We left the Tate shortly after in search of the London Bridge.  Checking the map, we see that if we walk along the Thames, it should be the second bridge we come to.  When we get to it, it looks just like any old bridge you’d see in America.  I was expecting the one you always see in the pictures with the large towers and cables coming down.  We read on a plaque near that bridge that this is not the original London Bridge that was made by the Romans, but a remake.  Apparently, the one I was thinking of is the Tower Bridge.  We saw that after a couple more miles.

It’s getting around noon and I’m getting eager to get up to Arsenal for the match against Liverpool at 12:45.  We weren’t able to get tickets, but I at least want to watch it in a pub near the stadium.  On the way, there were red Arsenal jerseys everywhere on the train.  When we get out into the street from the underground, a massive sea of red was coming from our left and going right.  I almost mistook it for another London riot.  It was 12:40 and these guys were heading to the stadium just down the road.  We learn that instead of tailgating, these blokes stay in the pub as long as possible until gametime to avoid outrageous prices of beer at the match.  Brilliant.

Britt and I walk in the opposite direction of the crowd in search of the pubs they just left.  We get to the Arsenal Tavern situated at a crossroads to find it full of Arsenal jerseys, all six TVs turned to the game, and not an empty chair in sight.  Luckily, some people get up to move leaving one chair free.  I give Britt the chair, and I stand at the bar.  It was a good match, but Liverpool won off an own-goal.  The guy that it hit off of was playing in his first ever Premier League match.

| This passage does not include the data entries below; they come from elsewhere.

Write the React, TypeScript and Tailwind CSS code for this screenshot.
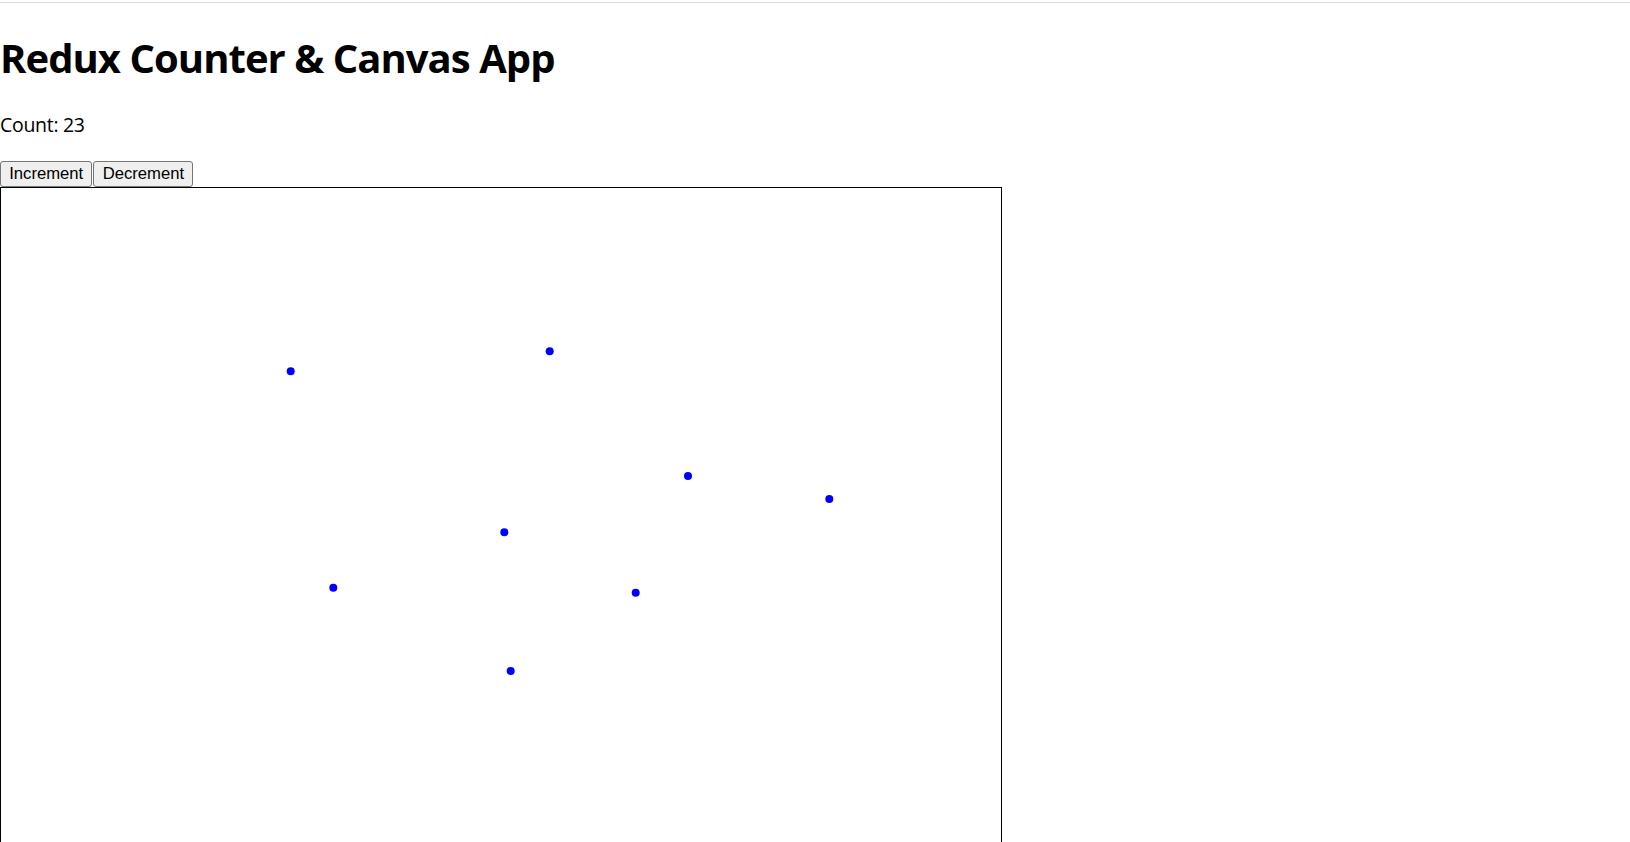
import React from "react";

const dots: [number, number][] = [
  [290.7, 371.3],
  [549.7, 351.3],
  [688, 476],
  [829.3, 499],
  [504.3, 532.3],
  [333.3, 587.7],
  [635.7, 592.7],
  [510.7, 671],
];

export default function App() {
  return (
    <div className="min-h-screen bg-white text-black overflow-hidden" style={{ fontFamily: '"Open Sans", "Noto Sans", sans-serif' }}>
      <div className="h-[2px]" />
      <div className="h-px bg-[#dcdcdc]" />
      <h1 className="text-[40px] font-bold leading-[54px] mt-[28px] mb-0 tracking-[-0.95px]">Redux Counter &amp; Canvas App</h1>
      <p className="text-[19.5px] leading-[27px] mt-[25.5px] tracking-[-0.3px]">Count: 23</p>
      <div className="flex mt-[23px] h-[26px]" style={{ fontFamily: '"Liberation Sans", Arial, sans-serif' }}>
        <button className="h-[26px] px-[8.2px] text-[16.67px] leading-[20px] bg-[#efefef] border border-[#767676] rounded-[3px] text-black">Increment</button>
        <button className="h-[26px] px-[8.2px] text-[16.67px] leading-[20px] bg-[#efefef] border border-[#767676] rounded-[3px] text-black ml-[1px]">Decrement</button>
      </div>
      <div className="w-[1002px] h-[752px] border border-black">
        <svg width="1000" height="750" className="block">
          {dots.map(([x, y], i) => (
            <circle key={i} cx={x - 1} cy={y - 188} r={4} fill="#0000ff" />
          ))}
        </svg>
      </div>
    </div>
  );
}
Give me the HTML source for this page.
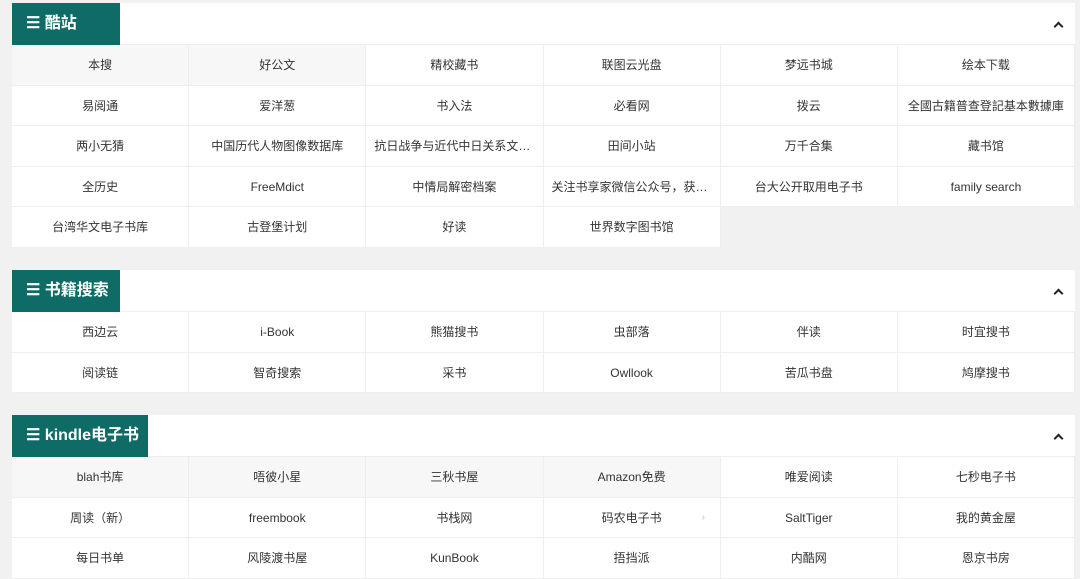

Sounds like a bad day.

After the game, we had wanted to go to the village of Thaxted outside the city to look for records of Loomis.  I had done some research earlier this year to find that they had resided there under the name Lummys from at least the 1300’s before moving to Connecticut.  However, we had missed the bus going  out there, and didn’t know any other way.

There were still a couple of things we wanted to do in London before leaving tomorrow for Holland.  First, we took the underground to King’s Cross station to get a picture of us going through the barrier of platforms 9 and 10, like Harry Potter.  I was disappointed to find they made an actual photo set complete with a trolley halfway through a wall and a sign saying “Platform 9 3/4.”  Britt got that one and I went down to the actual train platform to get mine.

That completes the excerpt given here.